While watching the election returns, it occurred to me that Georgia and North Carolina should not be risky toss-ups, and Virginia never should have been lost to hordes of Swamp People.  It’s an irony of history that Washington, D.C., was placed next to Virginia so the ornery planters, suspicious of federal power, could keep a closer eye on the national government.  Now, that bloated national government dominates politics in Virginia through its largess.

Meanwhile, transplants from up North have infested previously conservative States.  Charlotte, North Carolina has become a wretched hive of globalist scum and villainy.  During my online dating days, I would routinely get matched with babes from Charlotte; invariably, they were always from Ohio, or New York, or California—never actually true North Carolinians.

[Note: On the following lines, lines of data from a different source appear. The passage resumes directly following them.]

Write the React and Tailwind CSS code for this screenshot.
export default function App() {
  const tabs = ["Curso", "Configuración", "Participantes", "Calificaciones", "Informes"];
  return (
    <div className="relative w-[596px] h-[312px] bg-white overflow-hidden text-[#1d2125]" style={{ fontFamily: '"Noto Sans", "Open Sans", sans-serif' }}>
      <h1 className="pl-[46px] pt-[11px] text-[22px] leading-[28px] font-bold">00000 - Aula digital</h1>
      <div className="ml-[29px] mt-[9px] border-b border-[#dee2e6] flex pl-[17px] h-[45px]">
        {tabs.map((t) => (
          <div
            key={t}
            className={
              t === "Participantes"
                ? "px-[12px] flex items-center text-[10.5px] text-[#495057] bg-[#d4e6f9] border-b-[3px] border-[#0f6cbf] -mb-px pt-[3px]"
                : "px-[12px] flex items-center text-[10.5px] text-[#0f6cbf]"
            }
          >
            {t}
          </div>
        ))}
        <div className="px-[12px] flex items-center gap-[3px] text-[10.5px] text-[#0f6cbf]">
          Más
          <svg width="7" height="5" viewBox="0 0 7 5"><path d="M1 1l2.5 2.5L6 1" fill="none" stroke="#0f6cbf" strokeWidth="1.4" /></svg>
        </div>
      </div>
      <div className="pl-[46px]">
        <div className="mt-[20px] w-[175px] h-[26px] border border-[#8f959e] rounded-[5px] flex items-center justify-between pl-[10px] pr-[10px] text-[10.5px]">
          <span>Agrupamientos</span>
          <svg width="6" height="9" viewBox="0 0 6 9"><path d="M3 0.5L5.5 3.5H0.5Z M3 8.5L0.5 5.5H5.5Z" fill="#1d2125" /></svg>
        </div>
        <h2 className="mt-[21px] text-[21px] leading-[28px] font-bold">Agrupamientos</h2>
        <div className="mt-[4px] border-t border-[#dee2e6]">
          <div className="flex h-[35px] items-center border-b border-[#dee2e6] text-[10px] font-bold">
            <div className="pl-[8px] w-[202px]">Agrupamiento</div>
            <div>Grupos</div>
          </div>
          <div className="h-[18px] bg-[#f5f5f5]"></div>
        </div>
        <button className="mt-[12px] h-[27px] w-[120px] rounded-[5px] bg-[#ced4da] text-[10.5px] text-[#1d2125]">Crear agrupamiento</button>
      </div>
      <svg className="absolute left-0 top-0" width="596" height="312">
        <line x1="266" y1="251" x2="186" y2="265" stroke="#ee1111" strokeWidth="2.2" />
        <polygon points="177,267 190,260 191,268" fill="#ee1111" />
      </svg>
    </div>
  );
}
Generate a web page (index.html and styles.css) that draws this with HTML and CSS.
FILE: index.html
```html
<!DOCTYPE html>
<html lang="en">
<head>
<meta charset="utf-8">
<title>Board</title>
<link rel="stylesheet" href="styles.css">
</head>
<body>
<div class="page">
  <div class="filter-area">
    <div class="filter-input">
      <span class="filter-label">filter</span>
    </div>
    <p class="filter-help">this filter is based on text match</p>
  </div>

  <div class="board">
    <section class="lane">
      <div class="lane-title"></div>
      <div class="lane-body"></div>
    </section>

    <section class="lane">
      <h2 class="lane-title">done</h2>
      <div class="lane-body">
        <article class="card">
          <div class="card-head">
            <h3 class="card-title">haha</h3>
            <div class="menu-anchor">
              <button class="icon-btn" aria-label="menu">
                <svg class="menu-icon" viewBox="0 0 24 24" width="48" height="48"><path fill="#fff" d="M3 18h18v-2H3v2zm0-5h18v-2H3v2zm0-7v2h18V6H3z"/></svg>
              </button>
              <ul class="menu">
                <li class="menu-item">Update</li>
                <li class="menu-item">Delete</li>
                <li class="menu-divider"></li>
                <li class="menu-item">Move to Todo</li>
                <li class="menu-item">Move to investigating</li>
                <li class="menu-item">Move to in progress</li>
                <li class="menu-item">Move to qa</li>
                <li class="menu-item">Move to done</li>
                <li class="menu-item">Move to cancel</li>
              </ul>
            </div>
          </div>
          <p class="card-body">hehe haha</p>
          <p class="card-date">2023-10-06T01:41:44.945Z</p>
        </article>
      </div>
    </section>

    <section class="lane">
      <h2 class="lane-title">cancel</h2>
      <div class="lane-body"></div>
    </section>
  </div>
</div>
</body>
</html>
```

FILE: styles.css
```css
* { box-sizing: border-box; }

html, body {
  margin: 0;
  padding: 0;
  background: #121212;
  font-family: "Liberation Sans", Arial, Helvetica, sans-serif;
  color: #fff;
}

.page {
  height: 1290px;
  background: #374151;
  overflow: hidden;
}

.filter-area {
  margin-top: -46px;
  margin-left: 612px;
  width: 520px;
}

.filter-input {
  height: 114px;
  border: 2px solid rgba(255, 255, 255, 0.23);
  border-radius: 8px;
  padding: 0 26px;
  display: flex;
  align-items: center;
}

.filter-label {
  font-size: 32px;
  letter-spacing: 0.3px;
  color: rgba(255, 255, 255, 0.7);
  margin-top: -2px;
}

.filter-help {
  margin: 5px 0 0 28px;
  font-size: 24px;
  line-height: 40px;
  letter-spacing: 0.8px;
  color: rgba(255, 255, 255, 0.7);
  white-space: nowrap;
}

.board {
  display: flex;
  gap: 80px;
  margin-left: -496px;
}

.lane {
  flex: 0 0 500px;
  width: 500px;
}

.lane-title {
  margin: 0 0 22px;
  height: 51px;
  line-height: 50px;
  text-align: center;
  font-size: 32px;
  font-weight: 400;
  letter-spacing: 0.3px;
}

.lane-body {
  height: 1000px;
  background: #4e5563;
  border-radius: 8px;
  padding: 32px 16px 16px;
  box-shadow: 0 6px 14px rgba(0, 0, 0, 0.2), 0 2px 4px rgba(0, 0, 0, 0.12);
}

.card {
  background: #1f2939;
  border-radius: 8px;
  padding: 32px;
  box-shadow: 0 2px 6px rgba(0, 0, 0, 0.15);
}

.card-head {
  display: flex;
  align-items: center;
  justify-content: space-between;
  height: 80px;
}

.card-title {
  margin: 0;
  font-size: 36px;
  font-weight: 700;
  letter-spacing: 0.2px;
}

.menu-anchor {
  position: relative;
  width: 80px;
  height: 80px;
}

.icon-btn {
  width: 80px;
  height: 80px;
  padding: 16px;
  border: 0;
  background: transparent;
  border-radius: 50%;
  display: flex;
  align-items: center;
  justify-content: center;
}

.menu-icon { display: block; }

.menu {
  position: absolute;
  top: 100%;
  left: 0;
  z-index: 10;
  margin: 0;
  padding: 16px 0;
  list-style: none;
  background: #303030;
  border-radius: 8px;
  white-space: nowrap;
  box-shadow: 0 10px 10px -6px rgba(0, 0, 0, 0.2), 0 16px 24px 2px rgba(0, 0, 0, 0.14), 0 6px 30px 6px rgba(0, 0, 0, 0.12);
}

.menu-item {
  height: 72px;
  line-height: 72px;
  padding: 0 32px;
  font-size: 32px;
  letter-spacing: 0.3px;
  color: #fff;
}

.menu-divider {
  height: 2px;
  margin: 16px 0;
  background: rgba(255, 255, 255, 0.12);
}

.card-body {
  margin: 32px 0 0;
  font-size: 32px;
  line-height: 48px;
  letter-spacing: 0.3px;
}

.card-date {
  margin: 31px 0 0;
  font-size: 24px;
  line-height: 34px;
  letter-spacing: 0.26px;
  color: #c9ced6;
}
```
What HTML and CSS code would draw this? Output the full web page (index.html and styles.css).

It’s one thing when local blacks vote Democratic.  Fine—we’re at least part of the same(-ish) Southern culture, and we’ll help each other out.  But then gentry white liberals start coming down here, ruining our politics and our cities.

Now, we live in a world in which Joe Biden might win Georgia, and North Carolina—NORTH CAROLINA—has become a nail-biter every four years.

Such is the price of our addiction to economic growth and convenience.  What we’ve gained in luxuries we have lost in heart.  We have paid for them with our souls.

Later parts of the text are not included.